Required fields: one of bytes_value or value.
details must be specified if type is CUSTOM.
Structural identifiers (such as SMILES) must be parsable by RDKit.

CompoundPreparation

details must be specified if type is CUSTOM.
If reaction_id is set, type must be SYNTHESIZED.

Concentration

Required fields: units.
value and precision must be non-negative.

CrudeComponent

Required fields: reaction_id.
If has_derived_amount is True, mass and volume cannot be set.
If has_derived_amount is False or unset, one of mass or volume must be set.

Current

Required fields: units.
value and precision must be non-negative.

Data

Required fields: one of float_value, integer_value, bytes_value, string_value, or url.
format must be specified if bytes_value is set.

Dataset

Required fields: one of reactions or reaction_ids.
Every reaction_id cross-referenced in reactions (i.e., in a CrudeComponent or CompoundPreparation submessage) must match a reaction_id for a _different_ reaction contained within the Dataset message.
If reaction_id is set for a Reaction in reactions, it must be unique.
Each entry in reaction_ids must match ^ord-[0-9a-f]{32}$.
If options.validate_ids=True, dataset_id must match ^ord_dataset-[0-9a-f]{32}$.

DatasetExample

Required fields: description, url, created.

DateTime

value must be parsable with Python’s dateutil module.

ElectrochemistryCell

details must be specified if type is CUSTOM.

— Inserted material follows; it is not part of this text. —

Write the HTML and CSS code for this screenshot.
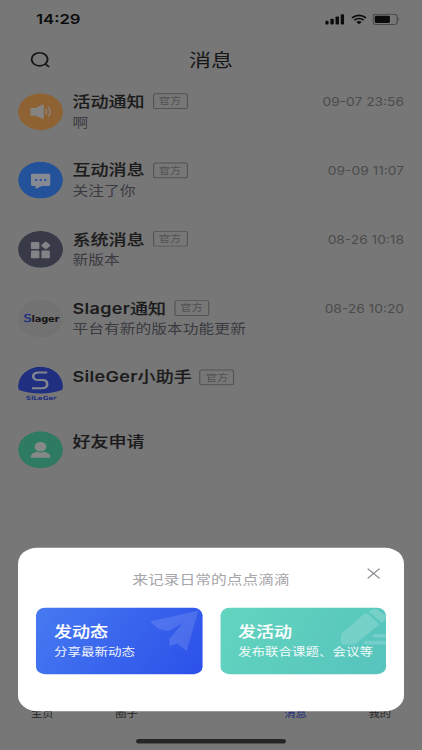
FILE: index.html
```
<!DOCTYPE html>
<html lang="zh-CN">
<head>
<meta charset="utf-8">
<title>消息</title>
<link rel="stylesheet" href="styles.css">
</head>
<body>
<div class="viewport">
<div class="phone">
  <header class="status">
    <span class="clock">14:29</span>
    <div class="status-icons">
      <svg class="signal" width="17" height="12" viewBox="0 0 17 12"><rect x="0" y="7.5" width="3" height="4" rx="1"/><rect x="4.6" y="5.2" width="3" height="6.3" rx="1"/><rect x="9.2" y="2.800" width="3" height="8.700" rx="1"/><rect x="13.800" y="0.300" width="3" height="11.200" rx="1"/></svg>
      <svg class="wifi" width="14" height="12" viewBox="0 0 15 12"><path d="M.8 4.300Q7.500-1.700 14.200 4.300M3.100 6.900Q7.500 3 11.900 6.900" fill="none" stroke="#0c0c0c" stroke-width="1.900"/><path d="M4.900 8.900Q7.500 6.800 10.100 8.900L7.500 11.600Z"/></svg>
      <svg class="battery" width="25" height="12" viewBox="0 0 25 12"><rect x=".5" y=".5" width="21.500" height="11" rx="3" fill="none" stroke="#484848"/><rect x="2" y="2" width="13.500" height="8" rx="1.400"/><path d="M23.200 4q1.500 2 0 4z" fill="#484848"/></svg>
    </div>
  </header>
  <div class="navbar">
    <svg class="search" width="18" height="18" viewBox="0 0 18 18"><circle cx="8.200" cy="8.200" r="7.100"/><path d="M13 13l3.600 3.600"/></svg>
    <h1>消息</h1>
  </div>
  <main class="list">
    <section class="row">
      <svg class="avatar" viewBox="0 0 40 40"><circle cx="20" cy="20" r="20" fill="#8e6233"/><path d="M12.300 15.800h3.300L21 12.600q1.900-.8 1.900 1.200v12.400q0 2-1.900 1.200l-5.400-3.200h-3.300q-1.300 0-1.300-1.300v-5.800q0-1.300 1.300-1.300z" fill="#868482"/><path d="M24.300 17.200q2 2.800 0 5.600M26.700 15q3.800 5 0 10" fill="none" stroke="#868482" stroke-width="1.300"/></svg>
      <div class="text"><div class="head"><h2>活动通知</h2><span class="tag">官方</span><time>09-07 23:56</time></div><p>啊</p></div>
    </section>
    <section class="row">
      <svg class="avatar" viewBox="0 0 40 40"><circle cx="20" cy="20" r="20" fill="#23519a"/><path d="M13 13h14.200q1.500 0 1.500 1.500v10.300q0 1.500-1.500 1.500h-5.800l-4.800 2.800q-1 .5-1-.6v-2.200H13q-1.500 0-1.500-1.500V14.500q0-1.500 1.500-1.500z" fill="#858993"/><g fill="#23519a"><circle cx="16.200" cy="19.800" r="1.100"/><circle cx="20.200" cy="19.800" r="1.100"/><circle cx="24.200" cy="19.800" r="1.100"/></g></svg>
      <div class="text"><div class="head"><h2>互动消息</h2><span class="tag">官方</span><time>09-09 11:07</time></div><p>关注了你</p></div>
    </section>
    <section class="row">
      <svg class="avatar" viewBox="0 0 40 40"><circle cx="20" cy="20" r="20" fill="#383a48"/><g fill="#828386"><rect x="11.500" y="12" width="7.500" height="7.700" rx="1.300"/><rect x="11.500" y="21.300" width="7.500" height="8.400" rx="1.300"/><rect x="20.800" y="21.300" width="7.500" height="8.400" rx="1.300"/><rect x="21.500" y="12.500" width="6.400" height="6.400" rx="1.200" transform="rotate(45 24.700 15.700)"/></g></svg>
      <div class="text"><div class="head"><h2>系统消息</h2><span class="tag">官方</span><time>08-26 10:18</time></div><p>新版本</p></div>
    </section>
    <section class="row">
      <div class="avatar slager"><span><b>S</b>lager</span></div>
      <div class="text"><div class="head"><h2><span class="latin">Slager</span>通知</h2><span class="tag">官方</span><time>08-26 10:20</time></div><p>平台有新的版本功能更新</p></div>
    </section>
    <section class="row assistant">
      <svg class="avatar" viewBox="0 0 40 40"><path d="M0 25C-1 11 8 0 20 0s21 11 20 25Q31 29 20 29T0 25z" fill="#202f80"/><path d="M26 6.200H18.500Q13.500 6.200 13.500 10.300T18.500 14.500H21.500Q26 14.500 26 18.900T21 23.300H12.500" fill="none" stroke="#84868e" stroke-width="2.200"/><text class="logo-text" x="20.700" y="36.200">SiLeGer</text></svg>
      <div class="text"><div class="head"><h2><span class="latin">SileGer</span>小助手</h2><span class="tag">官方</span></div></div>
    </section>
    <section class="row friends">
      <svg class="avatar" viewBox="0 0 40 40"><circle cx="20" cy="20" r="20" fill="#2f7a62"/><g fill="#858987"><circle cx="20" cy="16.700" r="5.200"/><path d="M11.200 28.500q.3-5.500 6-6.300 2.800 1.700 5.600 0 5.700.8 6 6.300z"/></g></svg>
      <div class="text"><div class="head"><h2>好友申请</h2></div></div>
    </section>
  </main>
  <nav class="tabs">
    <span>主页</span><span>圈子</span><span></span><span class="active">消息</span><span>我的</span>
  </nav>
  <div class="home-bar"></div>
  <div class="sheet">
    <div class="sheet-title">来记录日常的点点滴滴</div>
    <svg class="close" width="12" height="12" viewBox="0 0 12 12"><path d="M.7.700l10.600 10.600M11.300.700L.7 11.300"/></svg>
    <div class="cards">
      <div class="card blue">
        <svg class="deco" viewBox="0 0 148 73"><path d="M102 15L145 3 118 25.500 109 23z" fill="#fff" opacity=".13"/><path d="M145 3L134.500 47 126 39 119 42V34L131 17 118 25.500z" fill="#fff" opacity=".13"/></svg>
        <h3>发动态</h3><p>分享最新动态</p>
      </div>
      <div class="card green">
        <svg class="deco" viewBox="0 0 148 73"><g fill="#fff" opacity=".17"><path d="M108 28L128 7q2-2 4 0l8 9q2 2 0 4L122 38q-2 2-4 2h-8q-2.500 0-2.500-2.500V31z"/><path d="M132 4l3-2q2.500-2 5 0l7 6q2 3 0 5l-3 3z"/><rect x="136" y="29" width="12" height="3.500" rx="1.700"/><rect x="128" y="36" width="20" height="4" rx="2"/></g></svg>
        <h3>发活动</h3><p>发布联合课题、会议等</p>
      </div>
    </div>
  </div>
</div>
</div>
</body>
</html>
```
FILE: styles.css
```
* { box-sizing: border-box; margin: 0; padding: 0; }
body { background: #777; font-family: Inter, "Noto Sans CJK SC", sans-serif; }
.viewport { width: 422px; height: 750px; overflow: hidden; }
/* 375x812 layout fitted to the 422x750 viewport */
.phone {
  position: relative;
  display: flex;
  flex-direction: column;
  width: 375px;
  height: 812px;
  background: #777;
  transform: scale(1.12533, 0.92365);
  transform-origin: 0 0;
}
.status { display: flex; justify-content: space-between; align-items: center; height: 41px; padding: 0 19px 0 32px; }
.clock { padding-top: 1px; font-size: 14.800px; font-weight: 600; color: #0c0c0c; line-height: 20px; }
.status-icons { display: flex; align-items: center; gap: 5.500px; fill: #0c0c0c; }
.navbar { display: grid; grid-template-columns: 40px 1fr 40px; align-items: center; height: 47px; padding: 0 27px; }
.search { fill: none; stroke: #161616; stroke-width: 1.700; }
.navbar h1 { text-align: center; font-size: 19.500px; font-weight: 400; line-height: 24px; color: #161616; }
.list { flex: 1; padding: 12.500px 16px 0; }
.row { display: flex; gap: 8.500px; height: 74.700px; }
.row.assistant { height: 69.500px; }
.assistant .avatar { margin-top: -2.700px; }
.friends .avatar { margin-top: -2px; }
.avatar { flex: none; width: 40px; height: 40px; border-radius: 50%; }
.text { flex: 1; display: flex; flex-direction: column; gap: 2px; }
.head { display: flex; align-items: center; height: 18px; }
.head h2 { font-size: 16px; font-weight: 500; line-height: 18px; color: #1b1b1c; white-space: nowrap; -webkit-text-stroke: .15px #1b1b1c; }
.latin { font-weight: 600; letter-spacing: .25px; -webkit-text-stroke: 0; }
.tag { margin-left: 7px; width: 31px; height: 17px; border: 1px solid #535353; border-radius: 2px; color: #515151; font-size: 10px; line-height: 15px; text-align: center; }
.head time { margin-left: auto; padding-top: 2px; font-size: 12.250px; line-height: 18px; color: #4b4b4b; }
.text p { font-size: 14px; line-height: 22px; color: #3a3a41; }
.slager { display: flex; align-items: center; justify-content: center; padding-left: 1.500px; background: #727272; font-family: "DejaVu Sans", sans-serif; font-size: 8.800px; font-weight: 700; color: #161616; letter-spacing: -.2px; }
.slager b { color: #202f80; font-size: 11.500px; font-weight: 400; -webkit-text-stroke: .4px #202f80; }
.logo-text { font-family: "DejaVu Sans", sans-serif; font-size: 6.300px; font-weight: 700; fill: #202f80; text-anchor: middle; }
.tabs { display: grid; grid-template-columns: repeat(5, 1fr); align-items: center; height: 85px; padding-top: 4px; border-top: 1px solid #747474; text-align: center; font-size: 10px; line-height: 14px; color: #252525; }
.tabs .active { color: #1b2878; }
.home-bar { position: absolute; left: 121px; bottom: 7px; width: 133px; height: 5px; border-radius: 3px; background: #262626; }
.sheet { position: absolute; left: 16px; top: 593px; width: 343px; height: 177px; padding: 22.500px 16px 0; border-radius: 17px; background: #fff; }
.sheet-title { text-align: center; font-size: 14px; line-height: 22px; color: #a5a5ab; }
.close { position: absolute; right: 21px; top: 21.500px; stroke: #85858e; stroke-width: 1.100; }
.cards { display: grid; grid-template-columns: 1fr 1fr; gap: 16px; margin-top: 20.200px; }
.card { position: relative; height: 72.500px; padding: 15px 0 0 16px; border-radius: 8px; overflow: hidden; color: #fff; }
.blue { background: linear-gradient(120deg, #467af1, #2c50e9); }
.green { background: linear-gradient(120deg, #62d5bf, #57c3bd); }
.deco { position: absolute; left: 0; top: 0; width: 100%; height: 100%; }
.card h3 { position: relative; font-size: 16px; font-weight: 500; line-height: 22px; -webkit-text-stroke: .15px #fff; }
.card p { position: relative; margin-top: 2px; font-size: 12px; line-height: 18px; white-space: nowrap; opacity: .92; }
```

ElectrochemistryConditions

ElectrochemistryMeasurement

ElectrochemistryType

details must be specified if type is CUSTOM.

FlowConditions

FlowRate

Required fields: units.
value and precision must be non-negative.

FlowType

details must be specified if type is CUSTOM.

IlluminationConditions

IlluminationType

details must be specified if type is CUSTOM.

Length

Required fields: units.
value and precision must be non-negative.

Mass

Required fields: units.
value and precision must be non-negative.

Moles

Required fields: units.
value and precision must be non-negative.

Percentage

Required fields: units.
value and precision must be non-negative.
value must be in the range [0, 105].

Person

orcid must match [0-9]{4}-[0-9]{4}-[0-9]{4}-[0-9]{3}[0-9X].

Pressure

Required fields: units.
value and precision must be non-negative.

PressureConditions

PressureControl

details must be specified if type is CUSTOM.

PressureMeasurement

details must be specified if type is CUSTOM.

Reaction

Required fields: inputs, outcomes.
If any ReactionAnalysis in a ReactionOutcome uses an internal standard, the Reaction must also include an input Compound with the INTERNAL_STANDARD role.
If Reaction.conversion is set, at least one ReactionInput must have its is_limiting field set to TRUE.
If options.validate_ids=True, reaction_id must match ^ord-[0-9a-f]{32}$.
If options.require_provenance=True, Reaction.provenance must be defined.

ReactionAnalysis

details must be specified if type is CUSTOM.

ReactionConditions

details must be specified if conditions_are_dynamic is TRUE.

ReactionIdentifier

Required fields: one of bytes_value or value.

ReactionInput

Required fields: components.
Each Compound listed in components must have an amount.

ReactionNotes

ReactionObservation

ReactionOutcome

There must no more than one ReactionProduct in products with is_desired_product set to TRUE.
Each analysis key listed in products must be present in analyses. Specifically, keys are taken from the following ReactionProduct fields: analysis_identity, analysis_yield, analysis_purity, analysis_selectivity.

ReactionProduct

Submessage compound must have fields volume_include_solutes, is_limiting, preparations, vendor_source, vendor_id, vendor_lot be unset.

ReactionProvenance

Required fields: record_created.
record_created must not be before experiment_start.
record_modified must not be before record_created.

ReactionSetup

ReactionWorkup

details must be specified if type is CUSTOM.
duration must be specified if type is WAIT.
temperature must be specified if type is TEMPERATURE.
keep_phase must be specified if type is EXTRACTION or FILTRATION.
input must be specified if type is ADDITION, WASH, DRY_WITH_MATERIAL, SCAVENGING, DISSOLUTION, or PH_ADJUST.
stirring must be specified if type is STIRRING.
target_ph must be specified if type is PH_ADJUST.

RecordEvent

Required fields: time.

Selectivity

precision must be non-negative.
value must be in the range [0, 100] if type is EE.
details must be specified if type is CUSTOM.

StirringConditions

StirringMethod

details must be specified if type is CUSTOM.

StirringRate

rpm must be non-negative.

Temperature

Required fields: units.
Depending on units, value must be greater than or equal to:
- CELSIUS: -273.15
- FAHRENHEIT: -459
- KELVIN: 0
precision must be non-negative.

TemperatureConditions

TemperatureControl

details must be specified if type is CUSTOM.

TemperatureMeasurement

details must be specified if type is CUSTOM.

Texture

details must be specified if type is CUSTOM.

Time

Required fields: units.
value and precision must be non-negative.

Tubing

details must be specified if type is CUSTOM.

Vessel

details must be specified if type is CUSTOM.
material_details must be specified if material is CUSTOM.
preparation_details must be specified if preparation is CUSTOM.

Voltage

Required fields: units.
value and precision must be non-negative.

Volume

Required fields: units.
value and precision must be non-negative.

Wavelength

Required fields: units.
value and precision must be non-negative.